In this age of the lean startup, minimum viable product, and fail fast, the advice is clear, test everything as soon as possible. Also, do it while making the smallest possible investment. This raises questions such as: am I as lean as I need to be, is my product too minimal, and will I fail? There are tools to help you go lean and avoid the “fail” part of “fail fast.”
Let’s say you have thought through your business model using the business model canvas. You documented your business model. You identified customers, customer relationships, channels, value propositions, key activities, key resources, key partnerships, revenue, and costs, along with their relationships. It looks like a machine that will work. The open question is economic viability. You made a lot of assumptions as you developed your business model. You need to see if they function well together. You may have developed a prototype of your product or service. Now you need to develop a prototype of your venture.

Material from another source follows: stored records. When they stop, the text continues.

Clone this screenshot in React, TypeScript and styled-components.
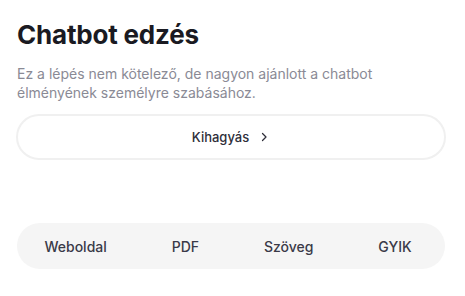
import * as React from 'react';
import styled, {createGlobalStyle} from 'styled-components';

const GlobalStyle = createGlobalStyle`
  html, body {
    margin: 0;
    padding: 0;
    background: #ffffff;
    font-family: Inter, "Noto Sans", sans-serif;
  }
`;

const Page = styled.div`
  display: flex;
  flex-direction: column;
  width: 465px;
  box-sizing: border-box;
  padding: 19px 19px 0 16px;
`;

const Title = styled.h1`
  margin: 0 0 0 1px;
  font-size: 26px;
  line-height: 32px;
  font-weight: 700;
  color: #1a1a22;
  letter-spacing: -0.2px;
`;

const Subtitle = styled.p`
  margin: 13px 0 0 1px;
  font-size: 14px;
  line-height: 19px;
  color: #8a8a95;
  max-width: 380px;
`;

const SkipButton = styled.button`
  display: flex;
  align-items: center;
  justify-content: center;
  gap: 9px;
  margin-top: 12px;
  height: 46px;
  width: 100%;
  box-sizing: border-box;
  border: 2px solid #f0f0f0;
  border-radius: 23px;
  background: #fff;
  font-family: inherit;
  font-size: 13px;
  font-weight: 500;
  color: #2e2e3a;
  cursor: pointer;
`;

const TabBar = styled.div`
  display: flex;
  gap: 10px;
  margin: 63px 1px 0 1px;
  padding-right: 6px;
  height: 46px;
  border-radius: 23px;
  background: #f5f5f5;
`;

const Tab = styled.div<{$active?: boolean}>`
  position: relative;
  flex: 1 1 auto;
  display: flex;
  align-items: center;
  justify-content: center;
  font-size: 14px;
  font-weight: 500;
  color: #3a3a48;

  &::after {
    content: '';
    display: ${p => (p.$active ? 'block' : 'none')};
    position: absolute;
    left: 14px;
    right: 8px;
    bottom: -4px;
    height: 2px;
    background: #f8f8f8;
  }
`;

const Chevron = () => (
  <svg width="12" height="12" viewBox="0 0 24 24" fill="none" stroke="#2e2e3a" strokeWidth="2.5" strokeLinecap="round" strokeLinejoin="round">
    <path d="M9 5l7 7-7 7" />
  </svg>
);

const tabs = ['Weboldal', 'PDF', 'Szöveg', 'GYIK'];

export default function App() {
  return (
    <Page>
      <GlobalStyle />
      <Title>Chatbot edzés</Title>
      <Subtitle>Ez a lépés nem kötelező, de nagyon ajánlott a chatbot élményének személyre szabásához.</Subtitle>
      <SkipButton>
        Kihagyás
        <Chevron />
      </SkipButton>
      <TabBar>
        {tabs.map((t, i) => (
          <Tab key={t} $active={i === 0}>{t}</Tab>
        ))}
      </TabBar>
    </Page>
  );
}
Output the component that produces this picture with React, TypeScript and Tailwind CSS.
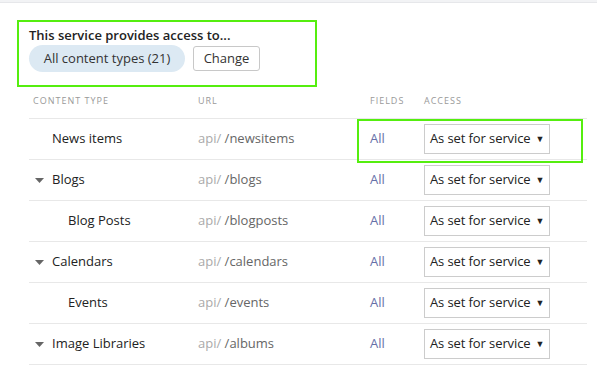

You have a P&L of your business model. A P&L is very useful, but it does not capture the operating interrelationships of your business. It ignores time, for one.
What you need is an operating model of your business that produces financial results as a byproduct. Essentially, you need a virtual business. A good operations model will enable you to test your business model and predict the financial results of your operating assumptions.
The key to developing an operating model that truly models your business is to think in non-financial terms. Here are some examples:
- The number of customers acquired over time,
- The number of sales calls required to acquire a customer,
- The number of internet ad impressions required to acquire a customer,
- The reseller sales productivity,
- The number of resellers acquired over time,
- The volume of products purchased per customer,
- The raw materials needed to produce one product,
- The length of your supply chain in terms of time,
- The people and time needed to provide the services delivered to one customer,
- And so on.
The list of non-financial factors will be different for each business. The key is that, within the operational model, you are forecasting the physical business. You are not forecasting financials. The financials are the result of business operations. This is a test of your business model that can be done before you make large investments and before you fail fast.
Since you can adjust operational levels in the model to test different sets of assumptions, the financial results will tell you what operational levels you need to reach to achieve success. These can be sales productivity, pricing, renewal rates, and so on. Then you can evaluate each of these operational assumptions to see if they are reasonably achievable.
If all operational levels are achievable, you have a viable business model. Additionally, the model will give you key insights such as how much cash you will need before the business generates enough cash to support itself, what the return is to you and any potential investors, and what your venture might eventually be worth. Once you start operations, the model will help with decisions you need to make and serve as a planning tool. It will keep your virtual business ahead of your real business. You don’t have to be a visionary to have great vision.